As a minority, and in an environment conducive for propagation of Islam, when they see a Muslim convert preach they feel wrong done. To them he’s ashamed of his roots. I don’t believe Zamri is but Malaysians can understand why a community arrives at the conclusion even if they do not agree with the perception.

I found no joy in his four-day detention. It’s dangerous when we have people behind bars because of arbitrary things like upset feelings. His actions must demonstrate actual harm on society, and if prosecution relies on how emotions are affected, then it is a slippery slope which can boomerang back onto our collective faces.

Setting aside Malaysia’s specific settings, our multicultural society by large appreciates the diversity.

The banana leaf restaurants and incense sticks at the Wat Chetawan PJ for Wesak next week, lend to our common personality. Malaysia, a place of many things.

To continue this way of life, to nurture togetherness, all must exert effort.

Empathy is an important tool to rationalise other values in our shared space. To care for others regardless of the insistence or protection of the laws. Zamri may have an obligation to his faith, but does he have an obligation to other Malaysians, those who do not profess his faith?

It’s splendid Zamri found meaning and purpose, more power to him. But, surely he realises his words are often mischievous even if not meant to be.

They give him a rise and bring cheers from the side he bats for now. They are not merely stories, they form his journey to salvation. And to those he walked away from, they’d be peeved a little by the regaling.

However, it is not Zamri’s job to agree with his detractors. They are welcome to feel unhappy.

What is imperative is to ensure while we play out our human sentiments, we do not abandon our humanity.

Calm down

There are never completely happy endings in all conversion stories, they are what they are.

In lieu of that observation, probably those displeased with Zamri Vinoth must suck it up most often unless there is an enormous harm perpetrated by the preacher man.

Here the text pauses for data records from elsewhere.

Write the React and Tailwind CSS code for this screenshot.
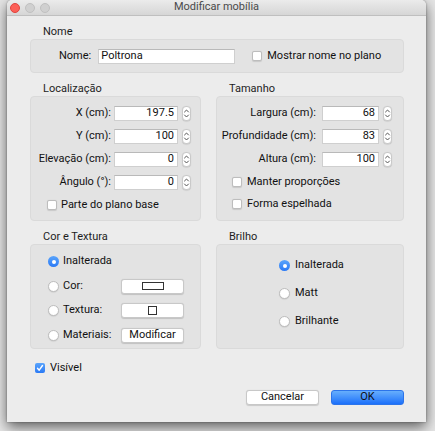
import React from "react";

const font = { fontFamily: '"Roboto", "Liberation Sans", sans-serif' };

function Spinner() {
  return (
    <div className="w-[9px] h-[15px] rounded-[4px] bg-white border border-[#c9c9c9] shadow-[0_0.5px_1px_rgba(0,0,0,0.15)] flex items-center justify-center">
      <svg width="7" height="11" viewBox="0 0 7 11" fill="none" stroke="#555" strokeWidth="1" strokeLinecap="round" strokeLinejoin="round">
        <path d="M1.5 4 L3.5 2 L5.5 4" />
        <path d="M1.5 7 L3.5 9 L5.5 7" />
      </svg>
    </div>
  );
}

function Checkbox({ checked }) {
  if (checked) {
    return (
      <div className="w-[10px] h-[10px] rounded-[2px] bg-gradient-to-b from-[#5aa4fb] to-[#2a79f5] flex items-center justify-center">
        <svg width="8" height="8" viewBox="0 0 8 8" fill="none" stroke="#fff" strokeWidth="1.4" strokeLinecap="round" strokeLinejoin="round">
          <path d="M1.5 4.3 L3.2 6.2 L6.5 1.5" />
        </svg>
      </div>
    );
  }
  return <div className="w-[10px] h-[10px] rounded-[2px] bg-white border border-[#bdbdbd] shadow-[0_0.5px_1px_rgba(0,0,0,0.12)]" />;
}

function Radio({ checked }) {
  if (checked) {
    return (
      <div className="w-[11px] h-[11px] rounded-full bg-gradient-to-b from-[#5aa4fb] to-[#2a79f5] flex items-center justify-center">
        <div className="w-[4px] h-[4px] rounded-full bg-white" />
      </div>
    );
  }
  return <div className="w-[11px] h-[11px] rounded-full bg-white border border-[#bdbdbd] shadow-[0_0.5px_1px_rgba(0,0,0,0.12)]" />;
}

function NumField({ value, w }) {
  return (
    <div className={`${w} h-[15px] bg-white border border-[#cfcfcf] border-t-[#b9b9b9] flex items-center justify-end pr-[3px] text-[11px] text-[#111]`}>
      {value}
    </div>
  );
}

function GroupLabel({ children }) {
  return <div className="h-[14px] leading-[14px] pl-[13px] text-[11px] text-[#1d1d1d]">{children}</div>;
}

function Box({ className, children }) {
  return <div className={`bg-[#e3e3e3] border border-[#dadada] rounded-[4px] ${className}`}>{children}</div>;
}

function PushButton({ children, className = "" }) {
  return (
    <div className={`h-[15px] bg-white rounded-[3px] border border-[#c8c8c8] shadow-[0_0.5px_1px_rgba(0,0,0,0.15)] flex items-center justify-center text-[11px] text-[#111] ${className}`}>
      {children}
    </div>
  );
}

export default function App() {
  const locRows = [
    ["X (cm):", "197.5"],
    ["Y (cm):", "100"],
    ["Elevação (cm):", "0"],
    ["Ângulo (°):", "0"],
  ];
  const sizeRows = [
    ["Largura (cm):", "68"],
    ["Profundidade (cm):", "83"],
    ["Altura (cm):", "100"],
  ];
  return (
    <div className="w-[435px] h-[431px] bg-[#e6e6e6] overflow-hidden" style={font}>
      <div className="ml-[7px] w-[419px] h-[422px] bg-[#ececec] rounded-t-[5px] shadow-[0_5px_14px_rgba(0,0,0,0.6),0_0_2px_rgba(0,0,0,0.4)] flex flex-col">
        {/* title bar */}
        <div className="h-[16px] rounded-t-[5px] bg-gradient-to-b from-[#ebebeb] to-[#d6d6d6] border-b border-[#bfbfbf] flex items-center relative">
          <div className="flex gap-[5px] pl-[3px]">
            <div className="w-[10px] h-[10px] rounded-full bg-[#fc5f57] border border-[#e0443e]" />
            <div className="w-[10px] h-[10px] rounded-full bg-[#d0d0d0] border border-[#c0c0c0]" />
            <div className="w-[10px] h-[10px] rounded-full bg-[#d0d0d0] border border-[#c0c0c0]" />
          </div>
          <div className="absolute inset-0 flex items-center justify-center text-[11px] text-[#4a4a4a]">Modificar mobília</div>
        </div>

        <div className="pl-[23px] pr-[22px] pt-[9px] flex flex-col">
          {/* Nome */}
          <GroupLabel>Nome</GroupLabel>
          <Box className="h-[34px] flex items-center pl-[28px]">
            <span className="text-[11px] text-[#111]">Nome:</span>
            <div className="ml-[7px] w-[137px] h-[15px] bg-white border border-[#cfcfcf] border-t-[#b9b9b9] flex items-center pl-[2px] text-[11px] text-[#111]">
              Poltrona
            </div>
            <div className="ml-[17px]"><Checkbox /></div>
            <span className="ml-[5px] text-[11px] text-[#111]">Mostrar nome no plano</span>
          </Box>

          {/* Localização / Tamanho */}
          <div className="mt-[9px] flex gap-[15px]">
            <div className="w-[171px] flex flex-col">
              <GroupLabel>Localização</GroupLabel>
              <Box className="h-[125px] pt-[9px] flex flex-col">
                <div className="flex flex-col gap-[8px]">
                  {locRows.map(([l, v]) => (
                    <div key={l} className="flex items-center h-[15px]">
                      <span className="w-[80px] text-right text-[11px] text-[#111] whitespace-nowrap">{l}</span>
                      <div className="ml-[3px]"><NumField value={v} w="w-[64px]" /></div>
                      <div className="ml-[4px]"><Spinner /></div>
                    </div>
                  ))}
                </div>
                <div className="mt-[8px] h-[14px] flex items-center pl-[16px]">
                  <Checkbox />
                  <span className="ml-[4px] text-[11px] text-[#111]">Parte do plano base</span>
                </div>
              </Box>
            </div>
            <div className="w-[188px] flex flex-col">
              <GroupLabel>Tamanho</GroupLabel>
              <Box className="h-[125px] pt-[9px] flex flex-col">
                <div className="flex flex-col gap-[8px]">
                  {sizeRows.map(([l, v]) => (
                    <div key={l} className="flex items-center h-[15px]">
                      <span className="w-[99px] text-right text-[11px] text-[#111] whitespace-nowrap">{l}</span>
                      <div className="ml-[6px]"><NumField value={v} w="w-[57px]" /></div>
                      <div className="ml-[4px]"><Spinner /></div>
                    </div>
                  ))}
                </div>
                <div className="mt-[8px] flex flex-col gap-[8px] pl-[15px]">
                  <div className="h-[14px] flex items-center">
                    <Checkbox />
                    <span className="ml-[5px] text-[11px] text-[#111]">Manter proporções</span>
                  </div>
                  <div className="h-[14px] flex items-center">
                    <Checkbox />
                    <span className="ml-[5px] text-[11px] text-[#111]">Forma espelhada</span>
                  </div>
                </div>
              </Box>
            </div>
          </div>

          {/* Cor e Textura / Brilho */}
          <div className="mt-[9px] flex gap-[15px]">
            <div className="w-[171px] flex flex-col">
              <GroupLabel>Cor e Textura</GroupLabel>
              <Box className="h-[105px] pt-[9px] pl-[17px] flex flex-col gap-[9.5px]">
                <div className="h-[15px] flex items-center">
                  <Radio checked />
                  <span className="ml-[4px] text-[11px] text-[#111]">Inalterada</span>
                </div>
                <div className="h-[15px] flex items-center">
                  <Radio />
                  <span className="ml-[4px] w-[58px] text-[11px] text-[#111]">Cor:</span>
                  <PushButton className="w-[63px]">
                    <div className="w-[22px] h-[8px] border border-[#333] bg-white" />
                  </PushButton>
                </div>
                <div className="h-[15px] flex items-center">
                  <Radio />
                  <span className="ml-[4px] w-[58px] text-[11px] text-[#111]">Textura:</span>
                  <PushButton className="w-[63px]">
                    <div className="w-[9px] h-[9px] border border-[#333] bg-white" />
                  </PushButton>
                </div>
                <div className="h-[15px] flex items-center">
                  <Radio />
                  <span className="ml-[4px] w-[58px] text-[11px] text-[#111]">Materiais:</span>
                  <PushButton className="w-[63px]">Modificar</PushButton>
                </div>
              </Box>
            </div>
            <div className="w-[188px] flex flex-col">
              <GroupLabel>Brilho</GroupLabel>
              <Box className="h-[105px] pt-[13px] pl-[62px] flex flex-col gap-[13px]">
                <div className="h-[15px] flex items-center">
                  <Radio checked />
                  <span className="ml-[5px] text-[11px] text-[#111]">Inalterada</span>
                </div>
                <div className="h-[15px] flex items-center">
                  <Radio />
                  <span className="ml-[5px] text-[11px] text-[#111]">Matt</span>
                </div>
                <div className="h-[15px] flex items-center">
                  <Radio />
                  <span className="ml-[5px] text-[11px] text-[#111]">Brilhante</span>
                </div>
              </Box>
            </div>
          </div>

          {/* Visível */}
          <div className="mt-[12px] h-[14px] flex items-center pl-[5px]">
            <Checkbox checked />
            <span className="ml-[5px] text-[11px] text-[#111]">Visível</span>
          </div>

          {/* Buttons */}
          <div className="mt-[15px] flex justify-end gap-[12px]">
            <PushButton className="w-[73px]">Cancelar</PushButton>
            <div className="w-[73px] h-[15px] rounded-[3px] bg-gradient-to-b from-[#67aefc] to-[#1b6ffa] border border-[#2c74ea] flex items-center justify-center text-[11px] text-[#111]">
              OK
            </div>
          </div>
        </div>
      </div>
    </div>
  );
}
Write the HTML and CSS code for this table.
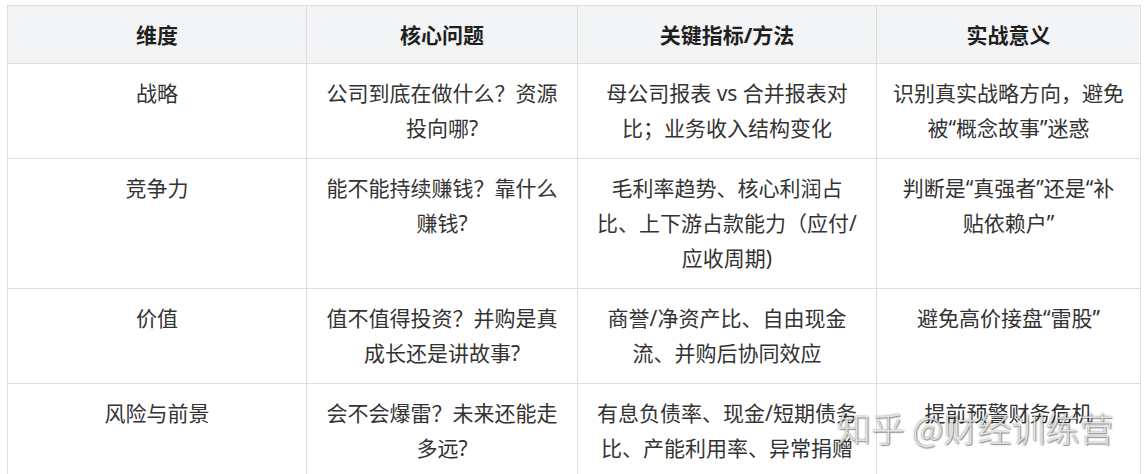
FILE: index.html
```html
<!DOCTYPE html>
<html lang="zh-CN">
<head>
<meta charset="utf-8">
<title>财务分析维度</title>
<link rel="stylesheet" href="styles.css">
</head>
<body>
<div class="page">
  <table class="grid">
    <colgroup>
      <col class="c1"><col class="c2"><col class="c3"><col class="c4">
    </colgroup>
    <thead>
      <tr><th>维度</th><th>核心问题</th><th>关键指标/方法</th><th>实战意义</th></tr>
    </thead>
    <tbody>
      <tr>
        <td>战略</td>
        <td>公司到底在做什么？资源<br>投向哪?</td>
        <td>母公司报表 vs 合并报表对<br>比；业务收入结构变化</td>
        <td>识别真实战略方向，避免<br>被“概念故事”迷惑</td>
      </tr>
      <tr>
        <td>竞争力</td>
        <td>能不能持续赚钱？靠什么<br>赚钱?</td>
        <td>毛利率趋势、核心利润占<br>比、上下游占款能力（应付/<br>应收周期)</td>
        <td>判断是“真强者”还是“补<br>贴依赖户”</td>
      </tr>
      <tr>
        <td>价值</td>
        <td>值不值得投资？并购是真<br>成长还是讲故事?</td>
        <td>商誉/净资产比、自由现金<br>流、并购后协同效应</td>
        <td>避免高价接盘“雷股”</td>
      </tr>
      <tr>
        <td>风险与前景</td>
        <td>会不会爆雷？未来还能走<br>多远?</td>
        <td>有息负债率、现金/短期债务<br>比、产能利用率、异常捐赠</td>
        <td>提前预警财务危机</td>
      </tr>
    </tbody>
  </table>
  <div class="watermark">知乎 @财经训练营</div>
</div>
</body>
</html>
```

FILE: styles.css
```css
html, body {
  margin: 0;
  padding: 0;
  background: #ffffff;
}

.page {
  position: relative;
  padding: 5px 0 0 7px;
  height: 469px;
  overflow: hidden;
  font-family: "Noto Sans", "Noto Sans CJK SC", sans-serif;
}

.grid {
  border-collapse: collapse;
  table-layout: fixed;
  width: 1133px;
  font-size: 21px;
  line-height: 35px;
  color: #333333;
}

.c1 { width: 299px; }
.c2 { width: 271px; }
.c3 { width: 299px; }
.c4 { width: 264px; }

.grid th,
.grid td {
  border: 1px solid #dedede;
  text-align: center;
  vertical-align: top;
  padding: 12px 12px;
}

.grid th {
  background: #f3f4f5;
  color: #1f1f1f;
  font-weight: 700;
  padding: 12px 12px 10px;
}

.watermark {
  position: absolute;
  left: 837px;
  top: 408px;
  font-family: "Noto Sans CJK SC", sans-serif;
  font-size: 34px;
  line-height: 40px;
  font-weight: 300;
  white-space: nowrap;
  color: rgba(240, 240, 240, 0.85);
  text-shadow: 0 0 2px rgba(0, 0, 0, 0.5), 1px 1px 1px rgba(0, 0, 0, 0.35);
}
```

Harms which must be measured from the perspective of nationhood and not merely communal groups.

My late mum was a pious woman, so was her father whom I never met. My grandmother bothers more about the fields, planting seasons and irrigation. I’m with her, except for the irrigation part I guess.

I adore my countrymen, whether they have a single god or enough gods to dwarf the stars in the night skies or tick “other.”

It’s time to come to terms that there are personal worldviews we can’t reconcile, but we can reconcile with each other as Malaysians.

That should be on our minds the next time we express our articles of faith or value the expressions made by others.

By the way, my great-grandma’s name was Karupaiye (Blackie).

* This is the personal opinion of the columnist.